Gelin konuya bir de Türkiye ve Türkler açısından bakalım. Güneyimizdeki Ortadoğu’da ve kuzeyimizdeki Ukrayna’da çıkarılan bu Yahudi savaşları bizim için iki temel biçimde okunmalıdır.
Her iki savaş ABD bayraklı küresel Yahudi Emperyalizmi tarafından yönetiliyor ve destekleniyor. Bu emperyalist odak; 50 yıldır PKK, PYD ve YPG gibi terörist örgütler üzerinden Türkiye’yi yıpratma savaşı yapıyor. Ekonomimizi ve siyasetimizi kasıtlı olarak sürekli zedeliyor.
Diğer yandan kuzeyimizde ve güneyimizdeki bu Yahudi savaş alanları bizim eski coğrafyalarımızdır. Bu yüzden oralardaki Türk varlığını da içine almış durumdadır. Sadece Irak, Suriye, Filistin ve Lübnan’da on milyona yakın Türk/Türkmen savaşın göbeğinde yaşıyor.
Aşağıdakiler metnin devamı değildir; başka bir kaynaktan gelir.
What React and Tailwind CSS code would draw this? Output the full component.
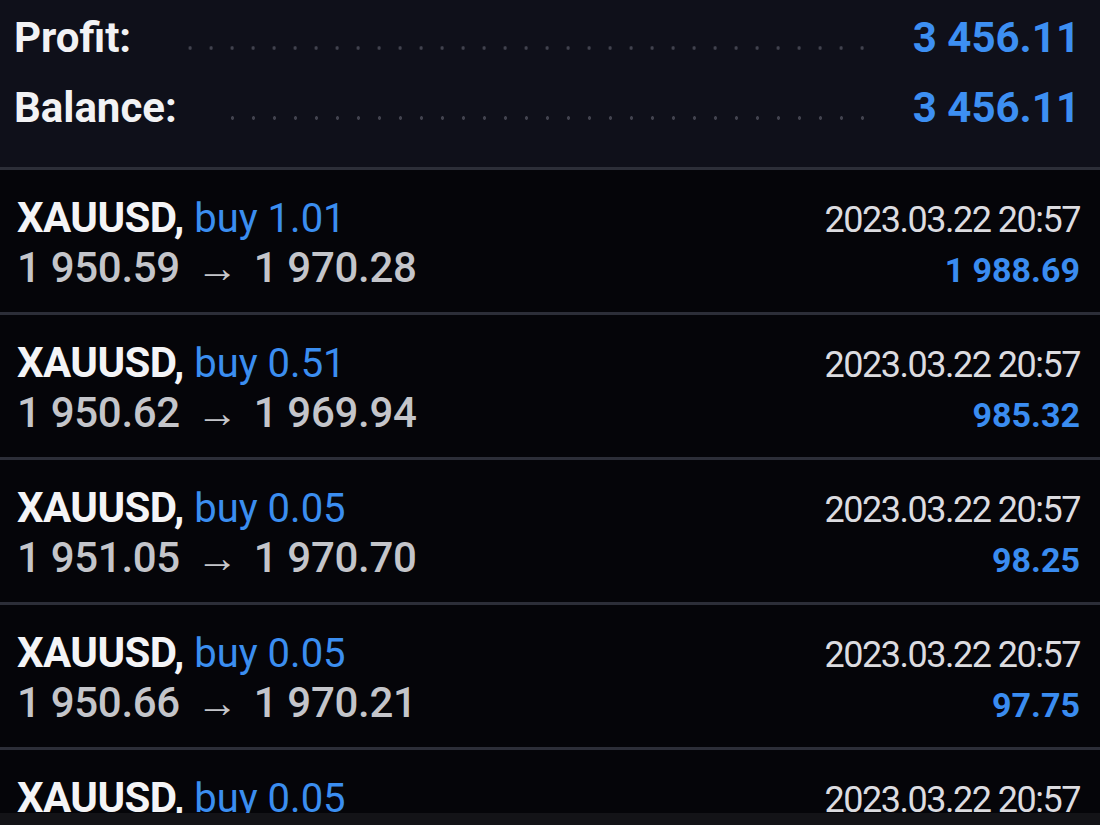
import React from 'react';

const summary = [
  { label: 'Profit:', value: '3 456.11', dotsLeft: 'ml-[52px]' },
  { label: 'Balance:', value: '3 456.11', dotsLeft: 'ml-[54px]' },
];

const deals = [
  { lot: '1.01', open: '1 950.59', close: '1 970.28', time: '2023.03.22 20:57', profit: '1 988.69' },
  { lot: '0.51', open: '1 950.62', close: '1 969.94', time: '2023.03.22 20:57', profit: '985.32' },
  { lot: '0.05', open: '1 951.05', close: '1 970.70', time: '2023.03.22 20:57', profit: '98.25' },
  { lot: '0.05', open: '1 950.66', close: '1 970.21', time: '2023.03.22 20:57', profit: '97.75' },
  { lot: '0.05', open: '1 950.70', close: '1 970.21', time: '2023.03.22 20:57', profit: '97.55' },
];

const DealRow = ({ deal }) => (
  <div className="border-t-[3px] border-[#2c2e38] pl-[17px] pr-[20px] pt-[23px] pb-[19px]">
    <div className="flex h-[50px] items-baseline justify-between leading-[50px]">
      <div className="text-[42px]">
        <span className="font-bold tracking-[-0.6px] text-[#f4f4f6]">XAUUSD,</span>{' '}
        <span className="text-[40px] text-[#3b8ef0]">buy {deal.lot}</span>
      </div>
      <div className="text-[36px] tracking-[-1.5px] text-[#dcdce0]">{deal.time}</div>
    </div>
    <div className="flex h-[50px] items-baseline justify-between leading-[50px]">
      <div className="text-[42px] font-medium tracking-[-0.3px] text-[#c4c5ca]">
        {deal.open}
        <span className="mx-[16px] text-[42px] font-normal">→</span>
        {deal.close}
      </div>
      <div className="text-[34px] font-bold text-[#3a8cf0]">{deal.profit}</div>
    </div>
  </div>
);

const App = () => {
  return (
    <div className="flex h-[825px] flex-col overflow-hidden bg-[#050509] [font-family:Roboto,sans-serif]">
      <div className="bg-[#0f101a] pl-[14px] pr-[20px] pt-[3px] pb-[24px]">
        {summary.map((row) => (
          <div key={row.label} className="flex h-[70px] items-baseline leading-[70px]">
            <span className="text-[42px] font-bold text-[#f2f2f4]">{row.label}</span>
            <div
              className={`${row.dotsLeft} mr-[40px] h-[6px] flex-1 self-center translate-y-[10px] bg-[radial-gradient(circle,#41424e_1.5px,transparent_2px)] bg-[length:21px_6px] bg-right bg-repeat-x`}
            />
            <span className="text-[42px] font-bold text-[#3d8ff2]">{row.value}</span>
          </div>
        ))}
      </div>
      <div className="flex-1 overflow-hidden">
        {deals.map((deal, i) => (
          <DealRow key={i} deal={deal} />
        ))}
      </div>
      <div className="h-[12px] bg-[#131317]" />
    </div>
  );
};

export default App;
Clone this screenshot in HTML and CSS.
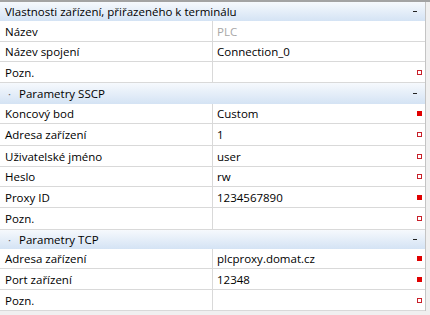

Ukrayna savaşından önce Turuncu Devrimler yoluyla tahrik edilen Rusya’nın işgal ettiği Kırım’da ikinci büyük nüfus Türk Tatarlarıdır. Bu nedenlerle bu iki savaşa ‘’bize ne’’ diyemiyoruz.
İçten içe bu savaşlara kinleniyoruz, bazılarımız dini, bazılarımız etnik sebeplerle tahrik oluyoruz.
Ama serinkanlı olmalıyız.
Netanyahu ve Zelenski’ni; bu iki Yahudinin imaj yüzü oldukları bu savaşları doğru okuyup, Yahudi yüzyılı gerçeklerini unutmadan, Yahudilerin dünya üzerindeki egemenliklerini unutmadan doğru stratejiler geliştirmeliyiz. Türkiye’yi ve Türk varlığını tahriklere kapılmadan, içimizde kurulan siyasi tuzaklara düşmeden, hayal ettiğimiz büyük geleceğine taşımalıyız.